The Chapman brothers’ Great Deeds Against the Dead (1994) is the three-dimensional version of Goya’s engraving Grande hazaña! Con muertos!. The sculpture is a life-size work showing emasculated bodies, one of which is torn to pieces and hung with ropes on a tree. The shock is greater than Goya’s engraving: the eyes can’t look, yet they are drawn back to it with curiosity, desire for horror and sadism.

In the Chapman brothers’ work, Goya’s filter in the face of horror fades off. The painter followed his Christian morality in showing the brutality of war. In his Disasters of War there is a religious overtone in the reference to the figure of Christ abandoned on the cross, offering his own corpse as a gesture of love towards humans. In the sculpture, it is voyeurism that predominates instead, a passion for atrocity, a gaze in between pleasure and pain.
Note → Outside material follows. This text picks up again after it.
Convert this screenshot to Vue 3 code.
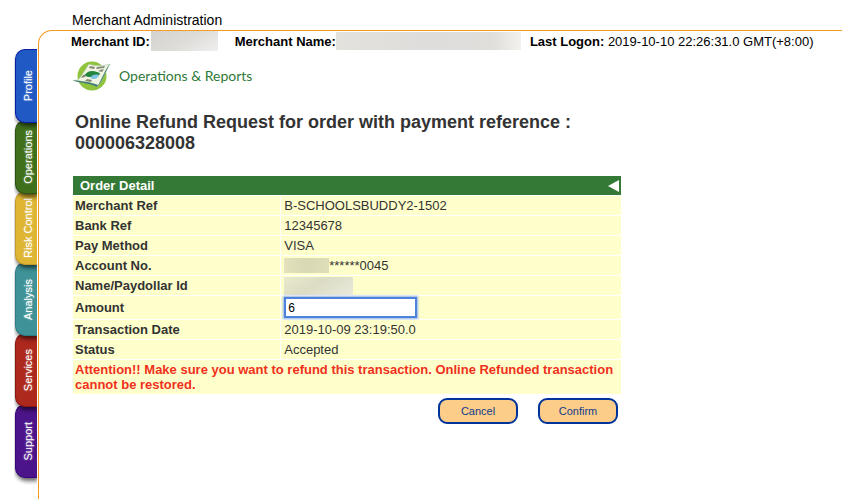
<template>
    <div class="page">
        <nav class="side-menu">
            <a v-for="(tab, index) in tabs" :key="tab.name" href="#" class="tab" :class="tab.color"
                :style="{ zIndex: tabs.length - index }" @click.prevent>
                <span>{{ tab.name }}</span>
            </a>
        </nav>
        <div class="main">
            <div class="site-title">Merchant Administration</div>
            <div class="frame">
                <div class="merchant-info">
                    <b>Merchant ID:</b><span class="mask mask-id"></span>
                    <b class="name-label">Merchant Name:</b><span class="mask mask-name"></span>
                    <span class="logon"><b>Last Logon:</b> 2019-10-10 22:26:31.0 GMT(+8:00)</span>
                </div>
                <div class="section">
                    <svg class="section-icon" width="40" height="32" viewBox="0 0 40 32">
                        <circle cx="19" cy="16" r="14.5" fill="#8fc43c" />
                        <path d="M0 20.500L5 20C10 14 13 8 16 4C22 6 30 6 37 4C33 10 30 21 24 27C18 23 10 23 0 20.500Z"
                            fill="#f1f4e2" stroke="#9dbd9a" stroke-width="0.500" />
                        <path d="M0 20.500C9 23.500 17 23 24 27L25 25C18 22 10 21.500 4 20.500Z" fill="#3d7d70" />
                        <path d="M37 4C33 10 30 21 24 27C29 19 32 9 37 4Z" fill="#4c8878" />
                        <path d="M17 6L22 7L21 9L16 8ZM24 7L32 6L31 8L23 9ZM27 10L31 9L29 12L25 11ZM10 15L14 14L12 17L8 18ZM14 19L19 20L18 22L12 21Z"
                            fill="#858a78" />
                        <path d="M12 15C14 11 19 10 24 12C29 13 27 16 22 16C18 17 14 18 12 15Z" fill="#24853f" />
                        <path d="M17 18C19 14 24 14 26 15C25 19 21 20 17 18Z" fill="#83c4e5" />
                    </svg>
                    <span>Operations &amp; Reports</span>
                </div>
                <form class="content" @submit.prevent>
                    <h1>Online Refund Request for order with payment reference : 000006328008</h1>
                    <table class="detail">
                        <thead>
                            <tr>
                                <th colspan="2">
                                    <div class="detail-head">
                                        Order Detail
                                        <svg width="12" height="12" viewBox="0 0 12 12">
                                            <path d="M0 6L11 0V12Z" fill="#fff" />
                                        </svg>
                                    </div>
                                </th>
                            </tr>
                        </thead>
                        <tbody>
                            <tr v-for="row in rows" :key="row.label">
                                <th scope="row">
                                    <label v-if="row.input" for="amount">{{ row.label }}</label>
                                    <template v-else>{{ row.label }}</template>
                                </th>
                                <td>
                                    <input v-if="row.input" id="amount" v-model="amount" type="text">
                                    <div v-else class="value">
                                        <span v-if="row.mask" class="mask" :class="row.mask"></span>{{ row.value }}
                                    </div>
                                </td>
                            </tr>
                            <tr>
                                <td colspan="2" class="attention">
                                    Attention!! Make sure you want to refund this transaction. Online Refunded transaction cannot be restored.
                                </td>
                            </tr>
                        </tbody>
                    </table>
                    <div class="buttons">
                        <button type="button">Cancel</button>
                        <button type="submit">Confirm</button>
                    </div>
                </form>
            </div>
        </div>
    </div>
</template>

<script setup>
import { ref } from 'vue';

const amount = ref('6');

const tabs = [
    { name: 'Profile', color: 'blue' },
    { name: 'Operations', color: 'green' },
    { name: 'Risk Control', color: 'yellow' },
    { name: 'Analysis', color: 'teal' },
    { name: 'Services', color: 'red' },
    { name: 'Support', color: 'purple' },
];

const rows = [
    { label: 'Merchant Ref', value: 'B-SCHOOLSBUDDY2-1502' },
    { label: 'Bank Ref', value: '12345678' },
    { label: 'Pay Method', value: 'VISA' },
    { label: 'Account No.', value: '******0045', mask: 'mask-account' },
    { label: 'Name/Paydollar Id', value: '', mask: 'mask-holder' },
    { label: 'Amount', input: true },
    { label: 'Transaction Date', value: '2019-10-09 23:19:50.0' },
    { label: 'Status', value: 'Accepted' },
];
</script>

<style>
body {
    background: #fff;
}
</style>

<style scoped>
.page {
    display: flex;
    min-height: 100vh;
    font-family: "Liberation Sans", Arial, sans-serif;
    font-size: 13px;
    line-height: 15px;
    color: #333;
}

.side-menu {
    display: flex;
    flex-direction: column;
    flex-shrink: 0;
    width: 22px;
    padding: 49px 1px 0 15px;
}

.tab {
    position: relative;
    box-sizing: border-box;
    display: flex;
    align-items: center;
    justify-content: center;
    height: 74px;
    margin-bottom: -3px;
    padding-left: 4px;
    border: 1px solid;
    border-right: none;
    border-radius: 10px 0 0 10px;
    box-shadow: 1px 3px 4px rgba(0, 0, 0, 0.6);
    clip-path: inset(0 0 -8px -1px);
    color: #fff;
    font-size: 11px;
    text-decoration: none;
    text-shadow: 0 0 2px rgba(255, 255, 255, 0.5);
    white-space: nowrap;
}

.tab span {
    writing-mode: vertical-rl;
    transform: rotate(180deg);
}

.blue {
    background: #2058c4;
    border-color: #0820a8;
}

.green {
    background: #40701c;
    border-color: #2c5410;
}

.yellow {
    background: #dfb534;
    border-color: #c49a28;
}

.teal {
    background: #3f9297;
    border-color: #2c7c84;
}

.red {
    background: #ad281d;
    border-color: #8c1610;
}

.purple {
    background: #4c1489;
    border-color: #36087c;
}

.main {
    flex: 1;
    min-width: 0;
    display: flex;
    flex-direction: column;
}

.site-title {
    padding: 12px 0 2px 34px;
    font-size: 14px;
    line-height: 16px;
    color: #000;
}

.frame {
    flex: 1;
    border-top: 1px solid #f59a22;
    border-left: 1px solid #f59a22;
    border-top-left-radius: 14px;
}

.merchant-info {
    display: flex;
    align-items: center;
    height: 20px;
    padding-left: 32px;
    color: #000;
    white-space: nowrap;
}

.name-label {
    margin-left: 17px;
}

.logon {
    margin-left: 9px;
}

.mask {
    flex-shrink: 0;
    display: block;
}

.mask-id {
    width: 67px;
    height: 20px;
    margin-left: 1px;
    background: linear-gradient(150deg, #d5d3cf, #dedcd9 50%, #f0efed);
}

.mask-name {
    width: 185px;
    height: 18px;
    background: linear-gradient(90deg, #e4e2dd, #dedddb 50%, #e0dfdc 85%, #f4f1ed);
}

.mask-account {
    width: 45px;
    height: 15px;
    background: linear-gradient(90deg, #e3e2bd, #d9d8b4 50%, #dfdeb9);
}

.mask-holder {
    width: 69px;
    height: 18px;
    background: linear-gradient(150deg, #e9e9cb, #dcdcc5 45%, #e8eadb);
}

.section {
    display: flex;
    align-items: center;
    gap: 6px;
    padding: 9px 0 0 34px;
    color: #2f7a38;
    font-family: Lato, sans-serif;
    font-size: 14px;
    line-height: 20px;
}

.content {
    max-width: 548px;
    padding: 20px 12px 0 34px;
}

h1 {
    margin: 0 0 22px;
    padding: 0 2px;
    font-size: 18px;
    line-height: 21px;
}

.detail {
    width: 100%;
    border-spacing: 0;
}

.detail th,
.detail td {
    padding: 2px;
    border-bottom: 1px solid #fff;
    background: #ffffcc;
    text-align: left;
}

.detail tbody th {
    width: 38%;
    border-right: 1px solid #fff;
}

.detail thead th {
    padding: 2px 1px 2px 7px;
    background: #347a36;
    color: #fff;
}

.detail-head {
    display: flex;
    align-items: center;
    justify-content: space-between;
}

.value {
    display: flex;
    align-items: center;
    height: 15px;
    padding-left: 1px;
}

#amount {
    display: block;
    box-sizing: border-box;
    width: 131px;
    height: 19px;
    margin-left: 2px;
    padding: 1px 2px;
    border: 1px solid #4f82dc;
    outline: 1px solid #4f82dc;
    box-shadow: 0 0 2px 2px #8fb2ee;
    background: #fff;
    font-family: inherit;
    font-size: 12px;
    color: #000;
}

.detail .attention {
    padding: 2px;
    color: #f0301c;
    font-weight: bold;
}

.buttons {
    display: flex;
    justify-content: flex-end;
    gap: 20px;
    padding: 3px 3px 0 0;
}

button {
    width: 80px;
    height: 26px;
    padding: 0;
    border: 2px solid #003399;
    border-radius: 9px;
    background: #fbcd88;
    color: #123a8c;
    font-family: inherit;
    font-size: 11px;
    cursor: pointer;
}
</style>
Rope Sacrifice in Body Art

Artists have played the role of scapegoats at times, for example in April 1978 at H-Humanic Gallery in Graz. Completely naked, Ulay (Abramović’s companion back then) shows up tied to an elastic band fixed to the wall. The performance consists of his desperate runs towards the centre of the gallery, made useless by the rope pulling him back with force. He obsessively starts over again, trying to free himself. He always fails. Meanwhile Marina Abramović is standing by, fully dressed, silent, totally indifferent to Ulay’s efforts like the judges of Magnasco or the hussar of Goya’s engraving. The contrast between the two could not be greater.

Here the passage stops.